5. The judgment of the Full Bench of the Gujarat High Court was binding upon Raju J. If the learned Judge was of the view that the decision of Bhagwati J., in Karimbhai's case1 and of Macleod C.J., in Haridas's case2 did not lay down the correct law or rule of practice, it was open to him to recommend to the Chief Justice that the question be considered by a larger Bench. Judicial decorum, propriety and discipline required that he should not ignore it. Our system of administration of justice aims at certainty in the law and that can be achieved only if Judges do not ignore decisions by Courts of co-ordinate authority or of superior authority. Gajendragadkar C.J. observed in Lala Shri Bhagwan v. Shri Ram Chand3:

"It is hardly necessary to emphasise that considerations of judicial propriety and decorum require that if a learned Single Judge hearing a matter is inclined to take the view that the earlier decisions of the High Court, whether of a Division Bench or of a Single Judge, need to be reconsidered, he should not embark upon that enquiry sitting as a Single Judge, but should refer the matter to a Division Bench, or, in a proper case place the relevant papers before the Chief Justice to enable him to constitute a larger Bench to examine the question. That is the proper and traditional way to deal with such matters and it is founded on healthy principles of judicial decorum and propriety."

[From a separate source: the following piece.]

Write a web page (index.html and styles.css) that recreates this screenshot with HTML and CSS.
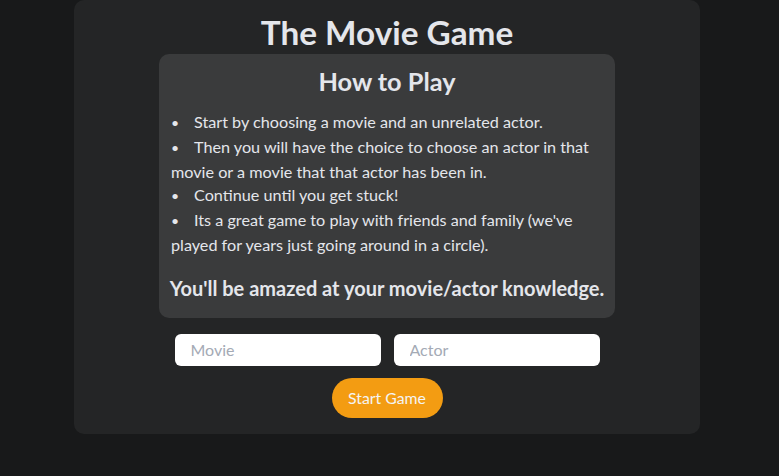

6. In considering whether a precedent of a Court of co-ordinate authority is binding, reference to section 165 of the Evidence Act is irrelevant. Undoubtedly, every judgment must be based upon facts declared by the Evidence Act to be relevant and duly proved. But when a Judge in deciding a case follows a precedent, he only regards himself bound by the principle underlying the judgment and not by the facts of that case.

7. It is true that every Judge of a High Court before he enters upon his office takes an oath of office that he will bear true faith and allegiance to the Constitution of India as by law established and that he will duly and faithfully and to the best of his ability, knowledge and judgment perform the duties of office without fear or favour, affection or ill will and that he will uphold the Constitution and the laws: but there is nothing in the oath of office which warrants a Judge in ignoring the rule relating to the binding nature of the precedents which is uniformly followed.